Censor lags at times, but its mood sustains its pace even when its story doesn’t. Bailey-Bond plumbs the depths of human suffering for an incisive portrait of grief (a common theme of this year’s Sundance) and the lies we tell ourselves to cope - both consciously and sub-consciously. The final image is the most haunting of the festival, and heralds great things to come for both Algar and Bailey-Bond.


Flee

Courtesy of Sundance Institute

Flee, an innovative, animated documentary from Jonas Poher Rasmussen, grabs you by the collar in the opening minutes and never lets go. Rasmussen interviews a refugee about his lifelong journey - both physically harrowing and psychologically tumultuous - and recreates the events through animation.
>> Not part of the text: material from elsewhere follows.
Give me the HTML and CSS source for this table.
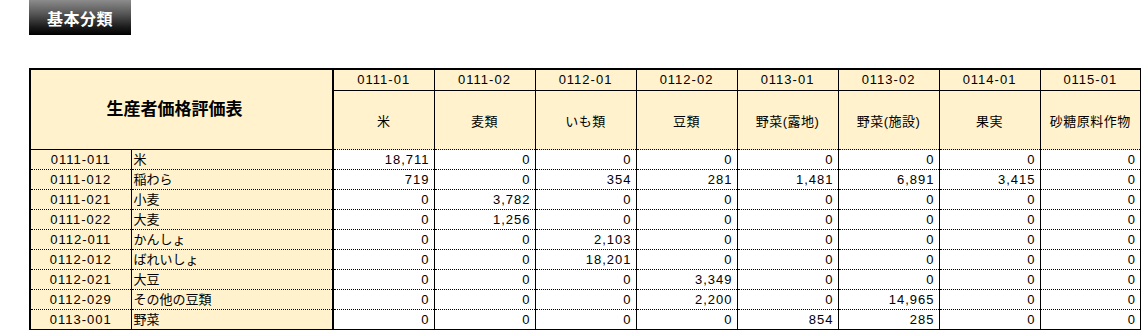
FILE: index.html
```html
<!DOCTYPE html>
<html lang="ja">
<head>
<meta charset="utf-8">
<link rel="stylesheet" href="styles.css">
</head>
<body>
<div class="page">
  <div class="title-btn">基本分類</div>
  <table class="grid">
    <colgroup>
      <col class="c-code"><col class="c-name">
      <col class="c-val"><col class="c-val"><col class="c-val"><col class="c-val">
      <col class="c-val"><col class="c-val"><col class="c-val"><col class="c-val">
    </colgroup>
    <thead>
      <tr class="h1">
        <th class="corner" colspan="2" rowspan="2">生産者価格評価表</th>
        <th>0111-01</th><th>0111-02</th><th>0112-01</th><th>0112-02</th>
        <th>0113-01</th><th>0113-02</th><th>0114-01</th><th>0115-01</th>
      </tr>
      <tr class="h2">
        <th>米</th><th>麦類</th><th>いも類</th><th>豆類</th>
        <th>野菜(露地)</th><th>野菜(施設)</th><th>果実</th><th>砂糖原料作物</th>
      </tr>
    </thead>
    <tbody>
      <tr><td class="code">0111-011</td><td class="name">米</td><td>18,711</td><td>0</td><td>0</td><td>0</td><td>0</td><td>0</td><td>0</td><td>0</td></tr>
      <tr><td class="code">0111-012</td><td class="name">稲わら</td><td>719</td><td>0</td><td>354</td><td>281</td><td>1,481</td><td>6,891</td><td>3,415</td><td>0</td></tr>
      <tr><td class="code">0111-021</td><td class="name">小麦</td><td>0</td><td>3,782</td><td>0</td><td>0</td><td>0</td><td>0</td><td>0</td><td>0</td></tr>
      <tr><td class="code">0111-022</td><td class="name">大麦</td><td>0</td><td>1,256</td><td>0</td><td>0</td><td>0</td><td>0</td><td>0</td><td>0</td></tr>
      <tr><td class="code">0112-011</td><td class="name">かんしょ</td><td>0</td><td>0</td><td>2,103</td><td>0</td><td>0</td><td>0</td><td>0</td><td>0</td></tr>
      <tr><td class="code">0112-012</td><td class="name">ばれいしょ</td><td>0</td><td>0</td><td>18,201</td><td>0</td><td>0</td><td>0</td><td>0</td><td>0</td></tr>
      <tr><td class="code">0112-021</td><td class="name">大豆</td><td>0</td><td>0</td><td>0</td><td>3,349</td><td>0</td><td>0</td><td>0</td><td>0</td></tr>
      <tr><td class="code">0112-029</td><td class="name">その他の豆類</td><td>0</td><td>0</td><td>0</td><td>2,200</td><td>0</td><td>14,965</td><td>0</td><td>0</td></tr>
      <tr><td class="code">0113-001</td><td class="name">野菜</td><td>0</td><td>0</td><td>0</td><td>0</td><td>854</td><td>285</td><td>0</td><td>0</td></tr>
    </tbody>
  </table>
</div>
</body>
</html>
```
FILE: styles.css
```css
html, body {
  margin: 0;
  padding: 0;
  background: #ffffff;
}
body {
  font-family: "Liberation Sans", "Noto Sans CJK JP", sans-serif;
  color: #000;
}
.page {
  padding-left: 29px;
}
.title-btn {
  width: 102px;
  height: 35px;
  box-sizing: border-box;
  background: linear-gradient(to bottom, #8c8c8c 0%, #555 40%, #1a1a1a 78%, #000 100%);
  color: #fff;
  font-family: "Noto Sans CJK JP", sans-serif;
  font-weight: bold;
  font-size: 16px;
  line-height: 37px;
  text-align: center;
  letter-spacing: 0.5px;
}
.grid {
  margin-top: 33px;
  border-collapse: collapse;
  table-layout: fixed;
  width: 1111px;
  font-size: 13px;
  letter-spacing: 1px;
  border: 2px solid #000;
}
.c-code { width: 101px; }
.c-name { width: 202px; }
.c-val { width: 101px; }
.grid th {
  background: #fff2cc;
  font-weight: normal;
  border: 1px solid #000;
  padding: 0;
  text-align: center;
}
.grid .h1 th {
  height: 20px;
  line-height: 20px;
}
.grid .h2 th {
  height: 58px;
  border-bottom: 1px dotted #000;
  letter-spacing: 0.5px;
}
.grid th.corner {
  font-family: "Noto Sans CJK JP", sans-serif;
  font-weight: bold;
  font-size: 17px;
  letter-spacing: 0;
  border-right: 2px solid #000;
  border-bottom: 1px solid #000;
  padding: 0 14px 4px 0;
}
.grid td {
  height: 19px;
  line-height: 19px;
  padding: 0 4px 0 0;
  border-left: 1px solid #000;
  border-right: 1px solid #000;
  border-bottom: 1px dotted #000;
  text-align: right;
  white-space: nowrap;
  overflow: hidden;
}
.grid td.code {
  background: #fff2cc;
  text-align: center;
  padding: 0;
}
.grid td.name {
  background: #fff2cc;
  text-align: left;
  padding: 0 0 0 2px;
  letter-spacing: 0;
  border-right: 2px solid #000;
}
.grid tbody tr:first-child td.code,
.grid tbody tr:first-child td.name {
  border-top: 1px solid #000;
}
```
The interviewee himself is animated, one of several measures that Rasmussen takes to protect his identity. Amin, as we know him, faces the camera with stunning frankness and vulnerability, peeling back the layers of his life and his story with dramatic honesty. Flee offers sensitive, non-exploitative filmmaking from Rasmussen, a welcome arrival in the era of sensationalist real-life documentaries - at least one of which joined Flee at Sundance 2021. It’s one of the best films of the festival.


CODA

Courtesy of Sundance Institute

You've seen a movie like CODA before. A big-tent, comedic tear-jerker that looks you directly in the eye and wears its heart on its sleeve, CODA adheres closely to the Sundance model. But I'm not sure if you've seen a movie that perfects that model as flawlessly as Sian Heder's sophomore directorial effort. In this year's opening film, Heder infuses every moment with an unmatched vibrancy, reflecting that life off of her dynamic ensemble cast. Emilia Jones delivers what should be a star-making performance as a child of deaf adults (the acronym that gives the film its title), though it's Troy Kotsur, playing her father, that steals nearly every scene he's in. And if you somehow manage to finish your viewing without a tear-stained smile plastered across your face - well, let's just say there's a reason CODA sold for a festival-record $25 million.